### [What to produce]
Extract each line of the records below that contains the word "styles".

### [Provided records]
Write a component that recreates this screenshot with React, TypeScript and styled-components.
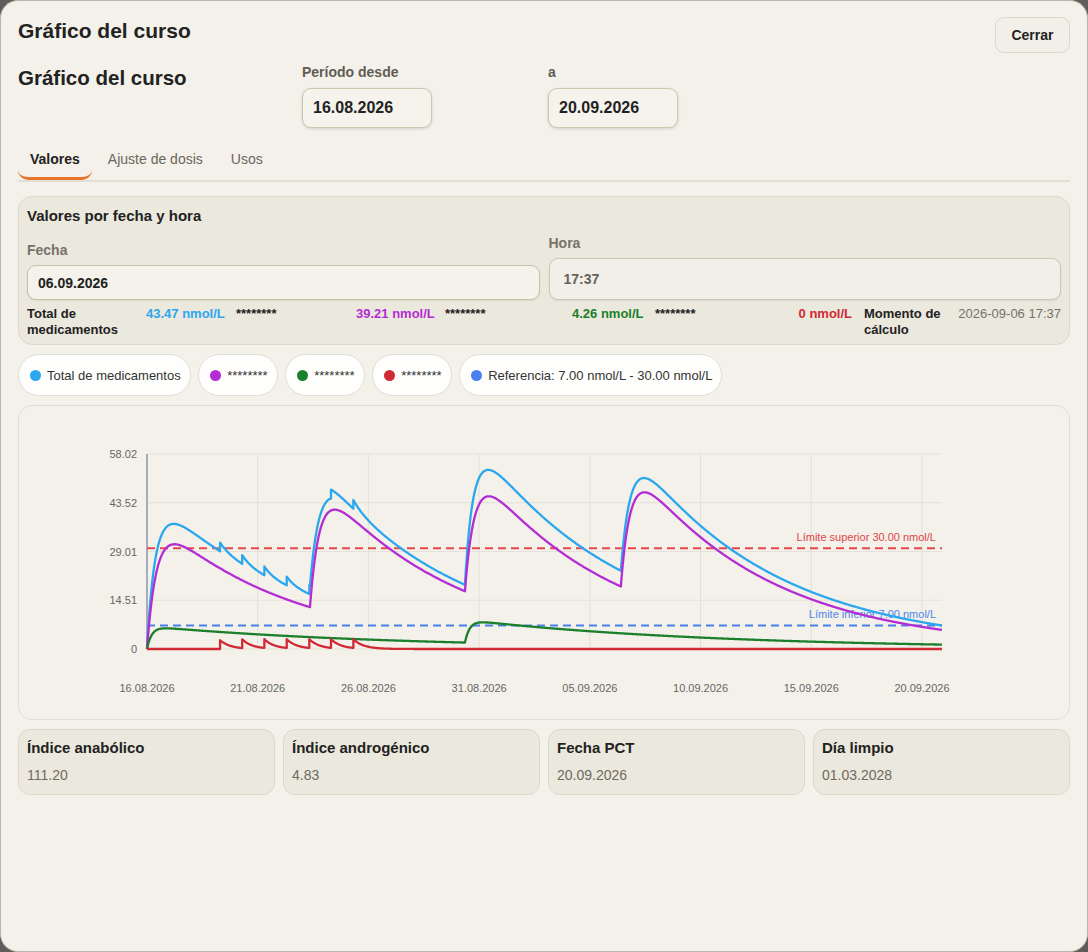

---

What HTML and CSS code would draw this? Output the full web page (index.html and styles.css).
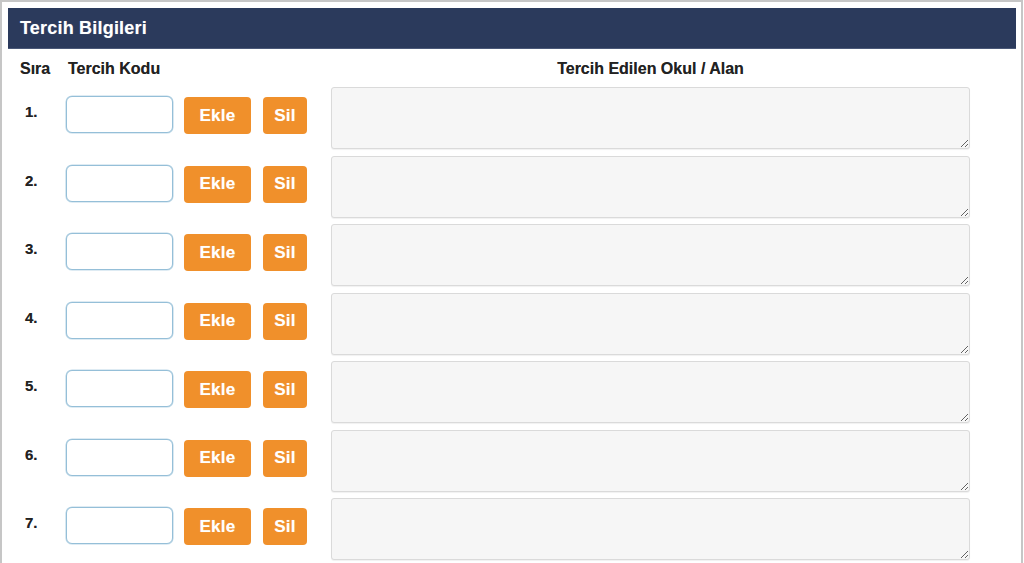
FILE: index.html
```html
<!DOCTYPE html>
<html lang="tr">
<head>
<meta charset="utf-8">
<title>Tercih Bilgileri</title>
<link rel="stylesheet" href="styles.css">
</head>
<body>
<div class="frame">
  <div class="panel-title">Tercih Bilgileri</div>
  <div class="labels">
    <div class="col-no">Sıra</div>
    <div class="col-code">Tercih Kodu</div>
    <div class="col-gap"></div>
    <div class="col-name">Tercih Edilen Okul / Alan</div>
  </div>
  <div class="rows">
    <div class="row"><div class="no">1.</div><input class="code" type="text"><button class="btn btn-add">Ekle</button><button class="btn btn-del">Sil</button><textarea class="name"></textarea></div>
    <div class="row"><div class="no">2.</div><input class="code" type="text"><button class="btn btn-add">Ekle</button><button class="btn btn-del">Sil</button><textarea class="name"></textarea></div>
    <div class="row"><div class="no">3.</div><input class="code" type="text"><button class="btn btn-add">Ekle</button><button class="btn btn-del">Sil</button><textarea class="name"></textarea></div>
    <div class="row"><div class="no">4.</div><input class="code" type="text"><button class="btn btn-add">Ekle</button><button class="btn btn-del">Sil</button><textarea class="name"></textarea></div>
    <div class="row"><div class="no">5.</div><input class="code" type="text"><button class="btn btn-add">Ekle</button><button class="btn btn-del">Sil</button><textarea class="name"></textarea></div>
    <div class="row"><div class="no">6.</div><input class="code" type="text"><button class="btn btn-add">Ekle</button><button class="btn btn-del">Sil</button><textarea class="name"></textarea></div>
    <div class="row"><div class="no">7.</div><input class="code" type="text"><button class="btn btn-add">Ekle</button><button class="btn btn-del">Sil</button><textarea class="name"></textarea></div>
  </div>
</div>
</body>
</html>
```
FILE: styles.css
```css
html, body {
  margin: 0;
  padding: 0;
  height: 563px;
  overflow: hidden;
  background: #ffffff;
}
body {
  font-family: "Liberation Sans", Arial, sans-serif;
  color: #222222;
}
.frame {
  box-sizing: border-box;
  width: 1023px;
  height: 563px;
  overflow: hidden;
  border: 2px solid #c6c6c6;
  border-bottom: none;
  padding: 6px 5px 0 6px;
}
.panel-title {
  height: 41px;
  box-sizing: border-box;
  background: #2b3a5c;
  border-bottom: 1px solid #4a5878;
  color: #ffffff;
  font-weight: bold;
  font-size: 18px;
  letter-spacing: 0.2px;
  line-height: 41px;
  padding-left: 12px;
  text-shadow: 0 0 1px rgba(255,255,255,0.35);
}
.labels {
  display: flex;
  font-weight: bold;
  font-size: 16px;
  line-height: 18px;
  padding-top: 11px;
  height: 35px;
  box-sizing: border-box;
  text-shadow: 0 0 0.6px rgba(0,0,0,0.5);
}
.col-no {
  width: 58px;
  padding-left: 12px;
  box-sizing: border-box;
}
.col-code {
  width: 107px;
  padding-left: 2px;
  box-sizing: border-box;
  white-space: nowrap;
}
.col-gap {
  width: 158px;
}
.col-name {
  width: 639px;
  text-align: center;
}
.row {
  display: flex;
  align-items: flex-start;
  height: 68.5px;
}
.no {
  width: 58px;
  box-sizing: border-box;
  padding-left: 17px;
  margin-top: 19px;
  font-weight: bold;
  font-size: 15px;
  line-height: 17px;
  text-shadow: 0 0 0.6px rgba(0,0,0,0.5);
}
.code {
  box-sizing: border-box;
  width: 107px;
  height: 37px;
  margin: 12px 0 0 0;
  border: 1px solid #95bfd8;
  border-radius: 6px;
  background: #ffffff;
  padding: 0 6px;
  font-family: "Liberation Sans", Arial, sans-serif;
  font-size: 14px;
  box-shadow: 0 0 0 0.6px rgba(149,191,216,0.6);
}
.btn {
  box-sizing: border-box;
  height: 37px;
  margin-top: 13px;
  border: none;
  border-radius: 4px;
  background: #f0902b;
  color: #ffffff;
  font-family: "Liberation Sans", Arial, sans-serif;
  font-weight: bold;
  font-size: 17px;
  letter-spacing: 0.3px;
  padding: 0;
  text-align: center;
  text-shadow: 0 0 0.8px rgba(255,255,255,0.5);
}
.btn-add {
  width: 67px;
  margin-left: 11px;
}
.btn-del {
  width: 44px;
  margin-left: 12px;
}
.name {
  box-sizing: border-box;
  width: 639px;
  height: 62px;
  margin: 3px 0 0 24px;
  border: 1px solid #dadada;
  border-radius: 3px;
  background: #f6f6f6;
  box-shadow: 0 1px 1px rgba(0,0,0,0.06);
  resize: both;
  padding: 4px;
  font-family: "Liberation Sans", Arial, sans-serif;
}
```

### [Written reply]
What HTML and CSS code would draw this? Output the full web page (index.html and styles.css).
<link rel="stylesheet" href="styles.css">
FILE: styles.css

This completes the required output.